You’ll see this kind of ending a lot in series — like Harry Potter and The Hunger Games.
You don’t want your reader to really feel an ending until the last book in the set. Otherwise, they won’t feel a need to move right on to the next installment.
That said, the name for this ending is a bit misleading because the main problem of the particular novel in a series can be resolved by its end. It’s just that the bigger problem in the larger story is still there.
The protagonist’s work isn’t done yet. There’s more story to tell.
8. The Resolved Ending
This ending solves the problem, finishes the quest, or otherwise ties everything all together with a neat little bow.
This kind of ending doesn’t leave any loose plot threads hanging, but it doesn’t necessarily end things in a way that leaves the reader sighing happily.
Ideally, though, you want a resolution that leaves your reader satisfied. What was broken is fixed. The crisis is no more. The protagonist is in a better place.
The resolution should feel believable, though — not forced or pulled out of nowhere. You don’t want to insult your reader’s intelligence. No one wants to get to the end of a story and find it resolved by the main character waking up and sighing with relief.
Don’t do that to your characters. They’re capable of so much more.
9. The Expanded Ending
Like an epilogue, this type of ending explores what happens to the characters beyond the end of the main story.

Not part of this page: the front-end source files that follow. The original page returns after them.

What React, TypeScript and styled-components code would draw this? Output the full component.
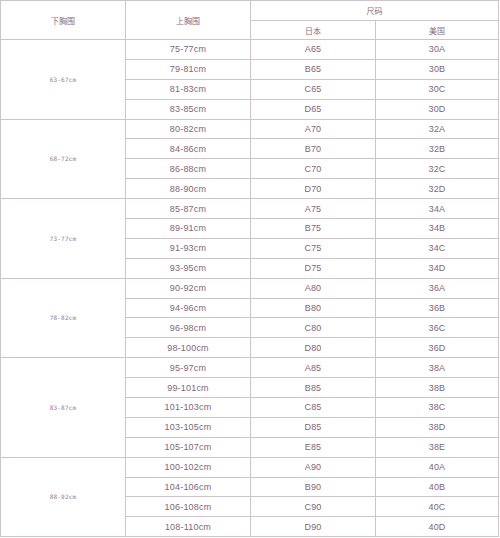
import React from "react";
import styled, { createGlobalStyle } from "styled-components";

const GlobalStyle = createGlobalStyle`
  html, body {
    margin: 0;
    padding: 0;
    background: #ffffff;
  }
  body {
    font-family: "Liberation Sans", "Noto Sans CJK SC", Arial, sans-serif;
  }
`;

const Grid = styled.div`
  display: grid;
  width: 499px;
  grid-template-columns: 124px 124px 124px 122px;
  grid-template-rows: 19px 18px repeat(25, 18.9px);
  gap: 1px;
  padding: 1px;
  box-sizing: border-box;
  background: #cfc4ca;
`;

const Cell = styled.div<{ $col?: string; $row?: string }>`
  background: #ffffff;
  display: flex;
  align-items: center;
  justify-content: center;
  color: #82657a;
  font-size: 9px;
  letter-spacing: 0.2px;
  grid-column: ${(p) => p.$col ?? "auto"};
  grid-row: ${(p) => p.$row ?? "auto"};
  white-space: nowrap;
`;

const HeadCell = styled(Cell)`
  font-size: 8px;
  letter-spacing: 0;
  color: #8a6c7e;
  font-family: "Noto Sans CJK SC", "Liberation Sans", sans-serif;
`;

const GroupCell = styled(Cell)`
  font-family: "DejaVu Sans Mono", "Liberation Mono", monospace;
  font-size: 6px;
  letter-spacing: 0.2px;
  color: #957a8b;
`;

interface Group {
  under: string;
  rows: [string, string, string][];
}

const groups: Group[] = [
  {
    under: "63-67cm",
    rows: [
      ["75-77cm", "A65", "30A"],
      ["79-81cm", "B65", "30B"],
      ["81-83cm", "C65", "30C"],
      ["83-85cm", "D65", "30D"],
    ],
  },
  {
    under: "68-72cm",
    rows: [
      ["80-82cm", "A70", "32A"],
      ["84-86cm", "B70", "32B"],
      ["86-88cm", "C70", "32C"],
      ["88-90cm", "D70", "32D"],
    ],
  },
  {
    under: "73-77cm",
    rows: [
      ["85-87cm", "A75", "34A"],
      ["89-91cm", "B75", "34B"],
      ["91-93cm", "C75", "34C"],
      ["93-95cm", "D75", "34D"],
    ],
  },
  {
    under: "78-82cm",
    rows: [
      ["90-92cm", "A80", "36A"],
      ["94-96cm", "B80", "36B"],
      ["96-98cm", "C80", "36C"],
      ["98-100cm", "D80", "36D"],
    ],
  },
  {
    under: "83-87cm",
    rows: [
      ["95-97cm", "A85", "38A"],
      ["99-101cm", "B85", "38B"],
      ["101-103cm", "C85", "38C"],
      ["103-105cm", "D85", "38D"],
      ["105-107cm", "E85", "38E"],
    ],
  },
  {
    under: "88-92cm",
    rows: [
      ["100-102cm", "A90", "40A"],
      ["104-106cm", "B90", "40B"],
      ["106-108cm", "C90", "40C"],
      ["108-110cm", "D90", "40D"],
    ],
  },
];

export default function App() {
  let rowStart = 3;
  const body: React.ReactNode[] = [];
  groups.forEach((g) => {
    body.push(
      <GroupCell
        key={g.under}
        $col="1"
        $row={`${rowStart} / span ${g.rows.length}`}
      >
        {g.under}
      </GroupCell>
    );
    g.rows.forEach((r, i) => {
      const row = `${rowStart + i}`;
      body.push(
        <Cell key={r[0]} $col="2" $row={row}>
          {r[0]}
        </Cell>,
        <Cell key={r[1]} $col="3" $row={row}>
          {r[1]}
        </Cell>,
        <Cell key={r[2]} $col="4" $row={row}>
          {r[2]}
        </Cell>
      );
    });
    rowStart += g.rows.length;
  });

  return (
    <>
      <GlobalStyle />
      <Grid>
        <HeadCell $col="1" $row="1 / span 2">下胸围</HeadCell>
        <HeadCell $col="2" $row="1 / span 2">上胸围</HeadCell>
        <HeadCell $col="3 / span 2" $row="1">尺码</HeadCell>
        <HeadCell $col="3" $row="2">日本</HeadCell>
        <HeadCell $col="4" $row="2">美国</HeadCell>
        {body}
      </Grid>
    </>
  );
}
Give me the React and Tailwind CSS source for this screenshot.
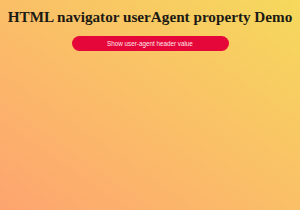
export default function App() {
  return (
    <div className="w-[300px] h-[210px] overflow-hidden bg-linear-to-tr from-[#fda46f] to-[#f5d95c] flex flex-col items-center">
      <h1 className="mt-[7px] text-[15.2px] leading-[20px] font-bold text-[#1c1a14] whitespace-nowrap font-['Liberation_Serif',serif]">
        HTML navigator userAgent property Demo
      </h1>
      <button className="mt-[9px] w-[157px] h-[15px] rounded-full bg-[#e6073a] text-[#fde8ea] text-[6.3px] flex items-center justify-center font-['Liberation_Sans',sans-serif]">
        Show user-agent header value
      </button>
    </div>
  );
}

After all, the end of a story can still leave questions in your reader’s mind:
- What happens now that the main conflict in the main character’s life is resolved?
- Do the two main characters live happily together?
- What happens long-term as a result of the main character’s actions?
- What kind of life do the most impactful characters have years down the road?
- Could the antagonist in the story have a redemption arc?
How do you see your most important characters living a year after the main conflict’s resolution? Whose lives improve and whose lives remain much as they are? Who suffers the most as a result of the main character’s actions?
And could this lead to another story involving these characters?
Now that you know how to end a short story or novel in a way that leaves your readers craving more of your work, why not take some time today to play with one of them?
Take a story that’s a work in progress and free-write an ending that fits one of the types described above. Then try an alternative ending and see how differently you feel about it.